One thing that is always welcome under the tree is good beer, and what beer would be better than the ones that actually have their toe in the dirt? Terrapin and Oskar Blues have more than recognized the cycling culture by not only marketing to us, but getting directly involved! Terrapin and their “can do attitude” have partnered with cycling related companies, events, and teams to play a part in supporting cycling and when you run into one of their owners participating in a local enduro event, you know they’re good people. Oskar Blues has gone as far as creating a frame company with Reeb cycles, (beer spelled backwards) and opened Reeb Ranch in North Carolina’s Pisgah’s National Forest as a luxurious getaway for mountain bikers and even hosted the Redbull Dreamline jump contest last year.
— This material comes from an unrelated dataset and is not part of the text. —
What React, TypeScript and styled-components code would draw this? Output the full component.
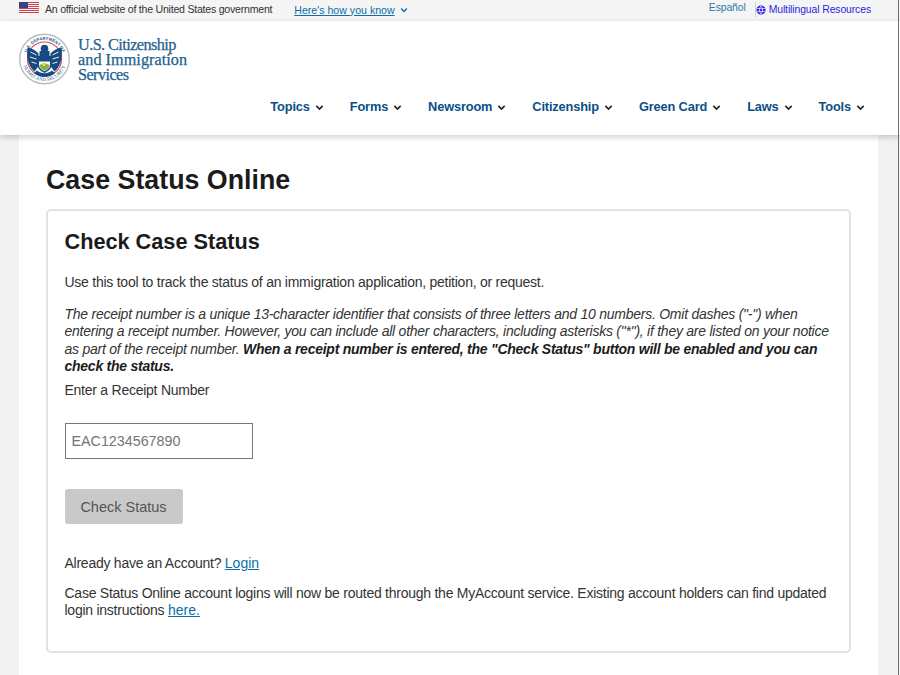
import React from "react";
import styled, { createGlobalStyle } from "styled-components";

const GlobalStyle = createGlobalStyle`
  html, body {
    margin: 0;
    padding: 0;
    height: 675px;
    overflow: hidden;
    background: #f2f2f2;
    font-family: "Liberation Sans", Arial, sans-serif;
  }
`;

const WindowEdge = styled.div`
  position: fixed;
  z-index: 3;
  top: 0;
  bottom: 0;
  right: 1px;
  width: 1.5px;
  background: #6f6f6f;
`;

const TopBar = styled.div`
  height: 21px;
  background: #f5f5f5;
  display: flex;
  justify-content: space-between;
  padding: 0 29px 0 19px;
  font-size: 10.6px;
`;

const OfficialNotice = styled.div`
  display: flex;
  align-items: center;
  height: 17px;
  color: #333;
  letter-spacing: -0.24px;
`;

const FlagIcon = styled.svg`
  width: 20px;
  height: 12px;
  margin-right: 6px;
  margin-top: -1px;
`;

const KnowLink = styled.a`
  display: flex;
  align-items: center;
  gap: 5px;
  margin-left: 22px;
  margin-top: 2px;
  color: #0b6fa8;
  text-decoration: underline;
  letter-spacing: 0;
`;

const LangLinks = styled.div`
  display: flex;
  align-items: flex-start;
  padding-top: 2px;
  font-size: 10.4px;
  letter-spacing: -0.1px;
`;

const Espanol = styled.a`
  color: #2a7ba8;
  padding-right: 9px;
  border-right: 1px solid #d0d0d0;
  height: 15px;
`;

const MultiLink = styled.a`
  display: flex;
  align-items: center;
  gap: 3px;
  color: #2a1fe0;
  height: 13px;
  margin-top: 1px;
`;

const Header = styled.header`
  position: relative;
  z-index: 2;
  height: 114px;
  background: #fff;
  box-shadow: 0 2px 6px rgba(0, 0, 0, 0.2);
  padding: 11px 35px 0 19px;
  box-sizing: border-box;
`;

const Brand = styled.div`
  display: flex;
  align-items: center;
  gap: 8px;
  height: 54px;
`;

const Seal = styled.svg`
  width: 51px;
  height: 54px;
  flex: none;
`;

const BrandName = styled.div`
  font-family: "Liberation Serif", serif;
  font-size: 16.2px;
  line-height: 15px;
  font-weight: 400;
  color: #24618f;
  -webkit-text-stroke: 0.25px #24618f;
  margin-top: 3px;
`;

const BrandLine = styled.div<{ $tight?: boolean }>`
  letter-spacing: ${(p) => (p.$tight ? "-0.55px" : "0.05px")};
`;

const Nav = styled.nav`
  display: flex;
  justify-content: flex-end;
  gap: 26px;
  margin-top: 11px;
`;

const NavItem = styled.a`
  display: flex;
  align-items: center;
  gap: 5px;
  font-size: 12.8px;
  letter-spacing: -0.15px;
  font-weight: 700;
  color: #0b4f86;
  line-height: 20px;
`;

const Page = styled.main`
  margin: 0 22px 0 19px;
  height: 540px;
  background: #fff;
  padding: 0 27px;
  box-sizing: border-box;
  overflow: hidden;
`;

const PageTitle = styled.h1`
  margin: 29px 0 12px;
  font-size: 26.8px;
  line-height: 33px;
  font-weight: 700;
  color: #1b1b1b;
`;

const Card = styled.section`
  height: 444px;
  box-sizing: border-box;
  border: 2px solid #e2e2e6;
  border-radius: 5px;
  padding: 17px 16.5px;
  color: #333;
  font-size: 14px;
  letter-spacing: -0.25px;
  line-height: 17.2px;
`;

const CardTitle = styled.h2`
  margin: 0 0 19px;
  font-size: 21.7px;
  letter-spacing: 0;
  line-height: 27px;
  font-weight: 700;
  color: #1b1b1b;
`;

const Para = styled.p`
  margin: 0 0 13px;
`;

const IntroPara = styled(Para)`
  margin-bottom: 15px;
`;

const FineNote = styled(Para)`
  font-style: italic;
  margin-bottom: 7px;

  b {
    font-weight: 700;
    color: #1b1b1b;
  }
`;

const FieldLabel = styled.label`
  display: block;
  margin-bottom: 24px;
`;

const ReceiptInput = styled.input`
  display: block;
  width: 188px;
  height: 36px;
  box-sizing: border-box;
  border: 1.5px solid #777;
  padding: 0 6px;
  font-family: inherit;
  font-size: 14.3px;
  letter-spacing: 0;
  outline: none;

  &::placeholder {
    color: #757575;
    opacity: 1;
  }
`;

const CheckButton = styled.button`
  display: block;
  width: 118px;
  height: 35px;
  margin: 30px 0 31px;
  border: 0;
  border-radius: 3px;
  background: #c9c9c9;
  color: #555;
  font-family: inherit;
  font-size: 14.5px;
`;

const NoticePara = styled(Para)`
  line-height: 17px;
`;

const TextLink = styled.a`
  color: #0b6fa8;
  text-decoration: underline;
  letter-spacing: 0;
`;

const Chevron = ({ color = "#222", size = 9 }: { color?: string; size?: number }) => (
  <svg width={size} height={size} viewBox="0 0 10 10" fill="none" stroke={color} strokeWidth="1.8">
    <path d="M1.5 3.2 5 6.8l3.5-3.6" />
  </svg>
);

const stripes = [0, 2, 4, 6, 8, 10];

const Flag = () => (
  <FlagIcon viewBox="0 0 20 12">
    <rect width="20" height="12" fill="#f4f4f4" />
    {stripes.map((y) => (
      <rect key={y} y={y} width="20" height="1" fill="#d2404c" />
    ))}
    <rect width="9" height="6" fill="#3b3f86" />
  </FlagIcon>
);

const Globe = () => (
  <svg width="10" height="10" viewBox="0 0 10 10" fill="none">
    <circle cx="5" cy="5" r="4.6" fill="#2a1fe0" />
    <path d="M1 3.6h8M1 6.4h8M5 1c-2 2.4-2 5.6 0 8M5 1c2 2.4 2 5.6 0 8" stroke="#fff" strokeWidth="0.7" />
  </svg>
);

const DhsSeal = () => (
  <Seal viewBox="0 0 51 54">
    <defs>
      <path id="sealTop" d="M6.500 27a19 19 0 0 1 38 0" />
      <path id="sealBottom" d="M3.500 27a22 22 0 0 0 44 0" />
    </defs>
    <circle cx="25.500" cy="27" r="24.800" fill="#fff" stroke="#b9bcbf" strokeWidth="1.400" />
    <text fontFamily="Liberation Sans, sans-serif" fontSize="4.300" fontWeight="700" fill="#2a5f8c" textAnchor="middle">
      <textPath href="#sealTop" startOffset="50%">U.S. DEPARTMENT OF</textPath>
    </text>
    <text fontFamily="Liberation Serif, serif" fontSize="5" fill="#2a5f8c" textAnchor="middle">
      <textPath href="#sealBottom" startOffset="50%">HOMELAND SECURITY</textPath>
    </text>
    <circle cx="25.500" cy="27" r="17" fill="#fff" stroke="#d8434f" strokeWidth="1.100" />
    <path d="M8.500 15.500c4 .5 8 2.500 11 6l.5 12-4.500 6c-6-5-8.500-14-7-24z" fill="#174a80" />
    <path d="M42.500 15.500c-4 .5-8 2.500-11 6l-.5 12 4.500 6c6-5 8.500-14 7-24z" fill="#174a80" />
    <path d="M11.500 20l6 3M11 25l6.500 2M12.500 30l5 1.500M39.500 20l-6 3M40 25l-6.500 2M38.500 30l-5 1.500" stroke="#fff" strokeWidth="0.9" />
    <circle cx="25.500" cy="16.500" r="3.800" fill="#174a80" />
    <rect x="20.500" y="19" width="10" height="6" fill="#174a80" />
    <path d="M18.500 24h14v9c0 3.500-3.500 6.500-7 8-3.500-1.500-7-4.500-7-8z" fill="#174a80" />
    <path d="M20 29.500h11v3.500c0 2.800-3 5-5.500 6.300-2.500-1.300-5.500-3.500-5.500-6.300z" fill="#fff" />
    <path d="M20.500 33c2.500-2 7.500-2.200 10 0 0 2.500-3 4.800-5 5.800-2-1-5-3.300-5-5.800z" fill="#86ad48" />
    <circle cx="25" cy="32.500" r="1.800" fill="#e3cf5a" />
    <path d="M15 41c3 2.500 6.500 4 10.500 4s7.500-1.500 10.500-4l-3-2.500c-2.200 1.700-4.700 2.700-7.500 2.700s-5.300-1-7.500-2.700z" fill="#174a80" />
  </Seal>
);

const navItems = ["Topics", "Forms", "Newsroom", "Citizenship", "Green Card", "Laws", "Tools"];

export default function App() {
  return (
    <>
      <GlobalStyle />
      <WindowEdge />
      <TopBar>
        <OfficialNotice>
          <Flag />
          An official website of the United States government
          <KnowLink>
            Here's how you know
            <Chevron color="#0b6fa8" size={8} />
          </KnowLink>
        </OfficialNotice>
        <LangLinks>
          <Espanol>Español</Espanol>
          <MultiLink>
            <Globe />
            Multilingual Resources
          </MultiLink>
        </LangLinks>
      </TopBar>
      <Header>
        <Brand>
          <DhsSeal />
          <BrandName>
            <BrandLine $tight>U.S. Citizenship</BrandLine>
            <BrandLine>and Immigration</BrandLine>
            <BrandLine $tight>Services</BrandLine>
          </BrandName>
        </Brand>
        <Nav>
          {navItems.map((item) => (
            <NavItem key={item}>
              {item}
              <Chevron />
            </NavItem>
          ))}
        </Nav>
      </Header>
      <Page>
        <PageTitle>Case Status Online</PageTitle>
        <Card>
          <CardTitle>Check Case Status</CardTitle>
          <IntroPara>Use this tool to track the status of an immigration application, petition, or request.</IntroPara>
          <FineNote>
            The receipt number is a unique 13-character identifier that consists of three letters and 10 numbers. Omit
            dashes ("-") when entering a receipt number. However, you can include all other characters, including
            asterisks ("*"), if they are listed on your notice as part of the receipt number.{" "}
            <b>
              When a receipt number is entered, the "Check Status" button will be enabled and you can check the status.
            </b>
          </FineNote>
          <FieldLabel htmlFor="receipt">Enter a Receipt Number</FieldLabel>
          <ReceiptInput id="receipt" placeholder="EAC1234567890" />
          <CheckButton disabled>Check Status</CheckButton>
          <Para>
            Already have an Account? <TextLink>Login</TextLink>
          </Para>
          <NoticePara>
            Case Status Online account logins will now be routed through the MyAccount service. Existing account holders
            can find updated login instructions <TextLink>here.</TextLink>
          </NoticePara>
        </Card>
      </Page>
    </>
  );
}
Despite knowing I will get forever harassed by this, we all get that kinda silly gift that we end up actually using. When seeing the Upstand carbon kickstand, I couldn’t get it out of my head. More often than not, I can not find a stable place to lean my road bike, then I thought, how cool of a “drop mic” moment would it be to have your less than impressive road bike standing on its own while eating a jelly doughnut before the group ride? In all seriousness, I thought this was a kind of cool solution to something that most wouldn’t admit to needing…. but would use.
All in all, the holidays are a time of year that I appreciate my friends and family more than anything. The part cycling has played in the majority of my life is most appreciated, and I would like to extend my well wishes and holiday cheer to all of our Bike Rumor friends.